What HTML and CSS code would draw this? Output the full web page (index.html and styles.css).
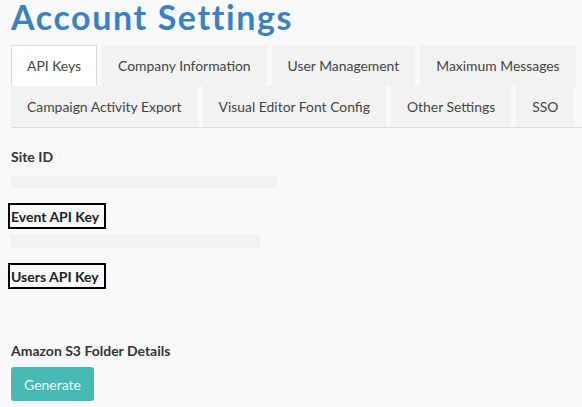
FILE: index.html
```html
<!DOCTYPE html>
<html>
<head>
<meta charset="utf-8">
<link rel="stylesheet" href="styles.css">
</head>
<body>
<div class="page">
  <h1 class="title">Account Settings</h1>
  <ul class="tabs">
    <li class="tab active">API Keys</li>
    <li class="tab">Company Information</li>
    <li class="tab">User Management</li>
    <li class="tab">Maximum Messages</li>
    <li class="tab">Campaign Activity Export</li>
    <li class="tab">Visual Editor Font Config</li>
    <li class="tab">Other Settings</li>
    <li class="tab">SSO</li>
  </ul>
  <div class="content">
    <div class="label label-site">Site ID</div>
    <div class="bar bar-site"></div>
    <div class="label boxed label-event">Event API Key</div>
    <div class="bar bar-event"></div>
    <div class="label boxed label-users">Users API Key</div>
    <div class="label label-s3">Amazon S3 Folder Details</div>
    <button class="btn">Generate</button>
  </div>
</div>
</body>
</html>
```

FILE: styles.css
```css
html, body {
  margin: 0;
  padding: 0;
  background: #f8f9fb;
}
body {
  font-family: Lato, "Open Sans", sans-serif;
  color: #333;
}
.page {
  padding: 0 0 0 11px;
}
.title {
  margin: 0;
  font-size: 34px;
  line-height: 34px;
  font-weight: 700;
  color: #3b81c2;
  letter-spacing: 1.6px;
}
.tabs {
  list-style: none;
  margin: 11px 0 0 0;
  padding: 0;
  display: flex;
  flex-wrap: wrap;
  column-gap: 5px;
  border-bottom: 1px solid #dcdcdc;
}
.tab {
  height: 41px;
  box-sizing: border-box;
  padding: 0 15px;
  display: flex;
  align-items: center;
  font-size: 13.9px;
  color: #444;
  background: #f2f2f2;
  border: 1px solid transparent;
}
.tab.active {
  background: #fff;
  border-color: #dcdcdc;
  border-bottom-color: #fff;
}
.content {
  padding-top: 21px;
}
.label {
  font-size: 14px;
  line-height: 16px;
  font-weight: 700;
  color: #333;
}
.boxed {
  width: fit-content;
  border: 2px solid #000;
  padding: 4px 5px 2px 1px;
  margin-left: -3px;
  color: #222;
}
.bar {
  background: #f2f2f2;
}
.bar-site {
  width: 266px;
  height: 12px;
  margin-top: 11px;
  margin-bottom: 15px;
}
.bar-event {
  width: 249px;
  height: 14px;
  margin-top: 5px;
  margin-bottom: 15px;
}
.label-s3 {
  margin-top: 54px;
}
.btn {
  display: block;
  margin-top: 8px;
  width: 83px;
  height: 34px;
  border: none;
  border-radius: 3px;
  background: #48b8b4;
  color: #eafaf8;
  font-family: Lato, sans-serif;
  font-size: 14px;
  font-weight: 400;
  padding: 0;
}
```
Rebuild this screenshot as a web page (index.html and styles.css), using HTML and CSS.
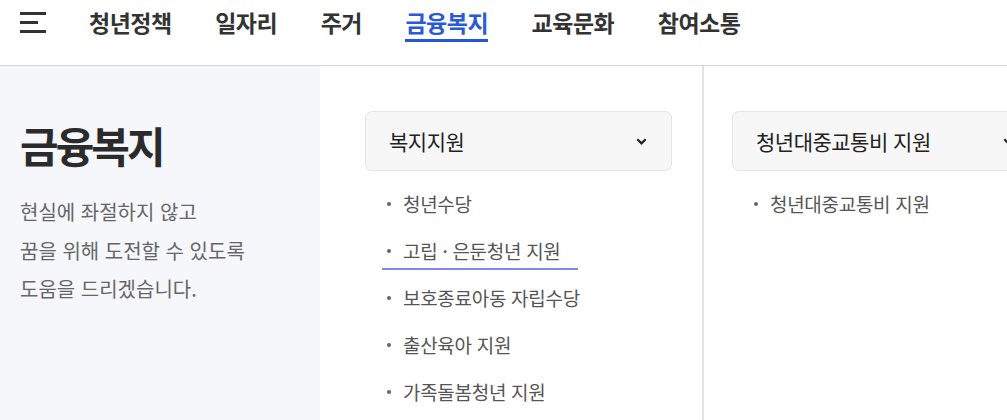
FILE: index.html
```html
<!DOCTYPE html>
<html lang="ko">
<head>
    <meta charset="UTF-8">
    <meta name="viewport" content="width=device-width, initial-scale=1.0">
    <title>금융복지</title>
    <link rel="stylesheet" href="styles.css">
</head>
<body>

    <!-- Top navigation -->
    <header class="gnb">
        <button class="menu-btn" aria-label="전체메뉴">
            <span class="bar"></span>
            <span class="bar bar-short"></span>
            <span class="bar"></span>
        </button>
        <nav class="gnb-menu">
            <a href="#">청년정책</a>
            <a href="#">일자리</a>
            <a href="#">주거</a>
            <a href="#" class="active">금융복지</a>
            <a href="#">교육문화</a>
            <a href="#">참여소통</a>
        </nav>
    </header>

    <div class="sub-wrap">
        <!-- Intro panel -->
        <aside class="intro">
            <h1>금융복지</h1>
            <p>현실에 좌절하지 않고<br>꿈을 위해 도전할 수 있도록<br>도움을 드리겠습니다.</p>
        </aside>

        <!-- Category columns -->
        <section class="cat-col first">
            <div class="cat-select">
                <span>복지지원</span>
                <svg width="11" height="7" viewBox="0 0 11 7"><polyline points="1.3,1.3 5.5,5.4 9.7,1.3" fill="none" stroke="#222" stroke-width="2.2"/></svg>
            </div>
            <ul class="cat-list">
                <li><a href="#">청년수당</a></li>
                <li class="marked"><a href="#">고립 · 은둔청년 지원</a></li>
                <li><a href="#">보호종료아동 자립수당</a></li>
                <li><a href="#">출산육아 지원</a></li>
                <li><a href="#">가족돌봄청년 지원</a></li>
            </ul>
        </section>

        <section class="cat-col">
            <div class="cat-select">
                <span>청년대중교통비 지원</span>
                <svg width="11" height="7" viewBox="0 0 11 7"><polyline points="1.3,1.3 5.5,5.4 9.7,1.3" fill="none" stroke="#222" stroke-width="2.2"/></svg>
            </div>
            <ul class="cat-list">
                <li><a href="#">청년대중교통비 지원</a></li>
            </ul>
        </section>
    </div>

</body>
</html>
```

FILE: styles.css
```css
/* Basic Styling */
* {
    box-sizing: border-box;
}
body {
    margin: 0;
    font-family: "Noto Sans CJK KR", "Noto Sans", sans-serif;
    background-color: #fff;
    color: #222;
    overflow: hidden;
}
a {
    color: inherit;
    text-decoration: none;
}
ul {
    list-style: none;
    margin: 0;
    padding: 0;
}

/* Header */
.gnb {
    display: flex;
    align-items: flex-start;
    height: 66px;
    padding: 7px 0 0 20px;
    border-bottom: 1px solid #d4d4d4;
}
.menu-btn {
    display: flex;
    flex-direction: column;
    gap: 6px;
    width: 26px;
    margin-top: 5px;
    padding: 0;
    border: none;
    background: none;
    cursor: pointer;
}
.menu-btn .bar {
    display: block;
    width: 26px;
    height: 3px;
    background-color: #333;
}
.menu-btn .bar-short {
    width: 18px;
}
.gnb-menu {
    display: flex;
    gap: 43.5px;
    margin-left: 43px;
}
.gnb-menu a {
    display: block;
    font-size: 23px;
    font-weight: 700;
    letter-spacing: -0.5px;
    line-height: 30px;
    padding-bottom: 2px;
    color: #333;
    border-bottom: 3px solid transparent;
}
.gnb-menu a.active {
    color: #2a5bd7;
    border-bottom-color: #2357d6;
}

/* Sub layout */
.sub-wrap {
    display: flex;
    height: 354px;
}
.intro {
    flex: 0 0 320px;
    background-color: #f5f7fb;
    padding: 54px 20px 0;
}
.intro h1 {
    margin: 0;
    font-size: 42px;
    font-weight: 700;
    letter-spacing: -3px;
    line-height: 50px;
    color: #2b2b2b;
}
.intro p {
    margin: 23px 0 0;
    font-size: 20px;
    letter-spacing: 0;
    line-height: 38.5px;
    color: #666;
}

.cat-col {
    flex: 0 0 auto;
    padding: 45px 0 0 28px;
}
.cat-col.first {
    width: 384px;
    padding-left: 45px;
    border-right: 2px solid #e3e3e3;
}
.cat-select {
    display: flex;
    align-items: center;
    justify-content: space-between;
    width: 307px;
    height: 60px;
    padding: 0 24px 0 23px;
    background-color: #f7f7f7;
    border: 1px solid #e4e4e4;
    border-radius: 7px;
    font-size: 21px;
    letter-spacing: -0.5px;
    color: #222;
}
.cat-list {
    margin-top: 9px;
    padding-left: 22px;
}
.cat-list li {
    position: relative;
    padding-left: 16px;
    font-size: 19px;
    letter-spacing: -0.3px;
    line-height: 47px;
    color: #555;
}
.cat-list li::before {
    content: "";
    position: absolute;
    left: 0;
    top: 22px;
    width: 4px;
    height: 4px;
    border-radius: 50%;
    background-color: #666;
}
.cat-list li.marked::after {
    content: "";
    position: absolute;
    left: -5px;
    width: 196px;
    bottom: 4px;
    height: 2px;
    background-color: #8087f2;
}
```
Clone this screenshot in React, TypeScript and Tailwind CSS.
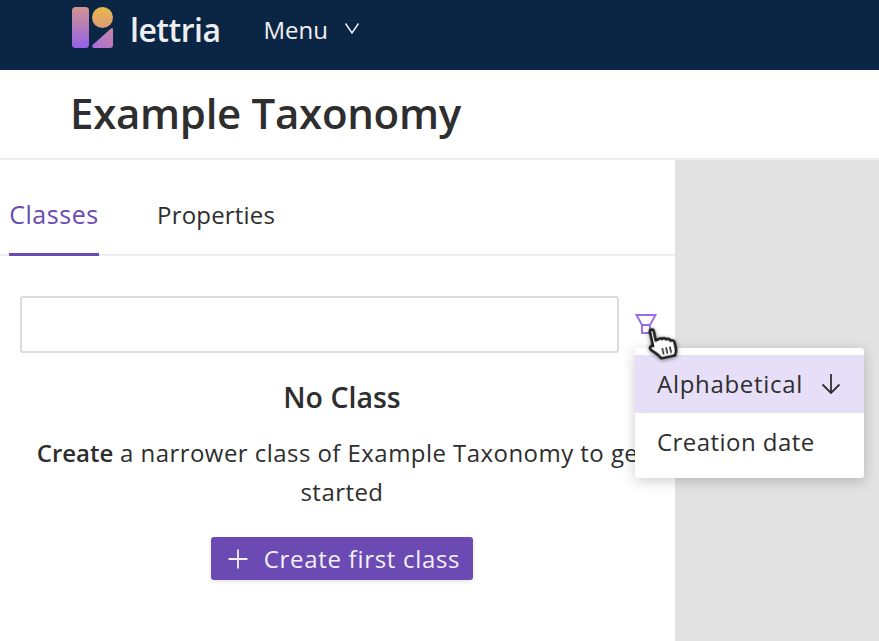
import React from "react";

const font = { fontFamily: '"Open Sans", "Noto Sans", sans-serif' };

function Logo() {
  return (
    <svg width="50" height="44" viewBox="0 0 50 44" className="mb-[4px] shrink-0">
      <defs>
        <linearGradient id="a" x1="0" y1="0" x2="0" y2="1">
          <stop offset="0" stopColor="#d2958f" />
          <stop offset="1" stopColor="#9360e8" />
        </linearGradient>
        <linearGradient id="b" x1="0" y1="0" x2="0" y2="1">
          <stop offset="0" stopColor="#e8b84a" />
          <stop offset="1" stopColor="#dc9c78" />
        </linearGradient>
        <linearGradient id="c" x1="0" y1="1" x2="1" y2="0">
          <stop offset="0" stopColor="#a66ddc" />
          <stop offset="1" stopColor="#c987a4" />
        </linearGradient>
      </defs>
      <rect x="1" y="1" width="17" height="41" rx="3.5" fill="url(#a)" />
      <circle cx="31.5" cy="11.5" r="10.5" fill="url(#b)" />
      <path d="M21.5 39 L40 22.5 Q42 21 42 23.5 V39 Q42 42 39 42 H23 Q20.5 42 21.5 39 Z" fill="url(#c)" />
    </svg>
  );
}

function Cursor() {
  return (
    <svg
      width="33"
      height="35"
      viewBox="0 0 30 32"
      className="absolute left-[646px] top-[326px] -rotate-12 drop-shadow-[0_1px_2px_rgba(0,0,0,0.45)]"
    >
      <path
        d="M6 3 C6 1 9.5 1 9.5 3 V12 L12 11.5 C13.5 10.5 15 11 15.5 12 C17 11 18.5 11.5 19 13 C20.5 12.5 22.5 13 22.5 15 C24 14.5 26 15 26 17.5 V23 C26 26 25 27 24 29 H11 L9 25.5 L3.5 19.5 C2 17.5 4 15.5 6 16.5 Z"
        fill="#fff"
        stroke="#1c1c1c"
        strokeWidth="2.4"
        strokeLinejoin="round"
      />
      <path d="M14 20 V26 M17.5 20 V26 M21 20 V26" stroke="#1c1c1c" strokeWidth="1.4" />
    </svg>
  );
}

export default function App() {
  return (
    <div className="relative flex h-[641px] w-[879px] flex-col overflow-hidden bg-white text-[#2e2e2e]" style={font}>
      <header className="flex h-[70px] shrink-0 items-center bg-[#0b2545] pb-[10px] pl-[71px]">
        <Logo />
        <span className="ml-[9px] text-[32px] font-semibold tracking-[-0.5px] text-[#eceef0]">lettria</span>
        <span className="ml-[43px] text-[24px] text-[#eef0f2]">Menu</span>
        <svg width="16" height="13" viewBox="0 0 16 13" fill="none" className="ml-[16px] mb-[3px]">
          <path d="M1.5 1.5 L8 11 L14.5 1.5" stroke="#eef0f2" strokeWidth="1.5" />
        </svg>
      </header>

      <div className="flex h-[90px] shrink-0 items-center border-b-2 border-[#eeeeee] pb-[3px] pl-[70px]">
        <h1 className="text-[42px] font-semibold leading-none tracking-[-0.3px] text-[#2e2e2e]">Example Taxonomy</h1>
      </div>

      <div className="flex min-h-0 flex-1">
        <main className="flex w-[675px] shrink-0 flex-col bg-white">
          <nav className="flex h-[96px] items-stretch border-b-2 border-[#eeeeee] pl-[9px]">
            <div className="-mb-[2px] flex w-[90px] items-center justify-center border-b-[3px] border-[#6b4bb3] pt-[17px] text-[25px] tracking-[0.55px] text-[#6b4bb3]">
              Classes
            </div>
            <div className="ml-[58px] flex items-center pt-[15px] text-[24px] tracking-[0.2px]">Properties</div>
          </nav>

          <div className="mt-[40px] flex items-center pl-[20px]">
            <input className="h-[57px] w-[599px] rounded-[3px] border-2 border-[#dcdcdc] bg-white" aria-label="Search" />
            <svg width="24" height="24" viewBox="0 0 24 24" fill="none" className="ml-[15px] mt-[1px]">
              <path d="M2.5 2 H21.5 L16 12 H8 Z" stroke="#9a6cec" strokeWidth="1.9" />
              <rect x="8" y="12" width="8" height="8" stroke="#9a6cec" strokeWidth="1.9" />
            </svg>
          </div>

          <div className="flex w-[684px] flex-col items-center">
            <h2 className="mt-[26px] text-[28.5px] font-semibold leading-[36px] text-[#2e2e2e]">No Class</h2>
            <p className="mt-[18px] w-[644px] text-center text-[24px] leading-[39px] tracking-[0.45px]">
              <span className="font-semibold tracking-normal">Create</span> a narrower class of Example Taxonomy to get started
            </p>
            <button className="mt-[26px] flex h-[43px] w-[262px] items-center justify-center gap-[16px] rounded-[3px] bg-[#6b4bb3] pl-[4px] text-[24px] tracking-[0.7px] text-[#f3f0fa] shadow-[0_2px_4px_rgba(0,0,0,0.1)]">
              <svg width="20" height="20" viewBox="0 0 20 20" fill="none">
                <path d="M10 0.5 V19.5 M0.5 10 H19.5" stroke="#f3f0fa" strokeWidth="1.8" />
              </svg>
              Create first class
            </button>
          </div>
        </main>
        <aside className="flex-1 bg-[#e2e2e2]" />
      </div>

      <div className="absolute left-[635px] top-[348px] w-[229px] overflow-hidden rounded-[3px] bg-white py-[7px] shadow-[0_3px_14px_rgba(0,0,0,0.2)]">
        <div className="flex h-[58px] items-center justify-between bg-[#e7dff8] pl-[22px] pr-[23px] text-[24px] tracking-[0.7px]">
          Alphabetical
          <svg width="20" height="22" viewBox="0 0 20 22" fill="none">
            <path d="M10 1 V20 M1.5 11.5 L10 20 L18.5 11.5" stroke="#2e2e2e" strokeWidth="1.8" />
          </svg>
        </div>
        <div className="flex h-[58px] items-center pl-[22px] text-[24px] tracking-[0.45px]">Creation date</div>
      </div>
      <Cursor />
    </div>
  );
}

=======

[WHAT TO WORK ON] Locate the word "screenshot" in the data above. Copy every line carrying it.

[REPLY]
Rebuild this screenshot as a web page (index.html and styles.css), using HTML and CSS.
Clone this screenshot in React, TypeScript and Tailwind CSS.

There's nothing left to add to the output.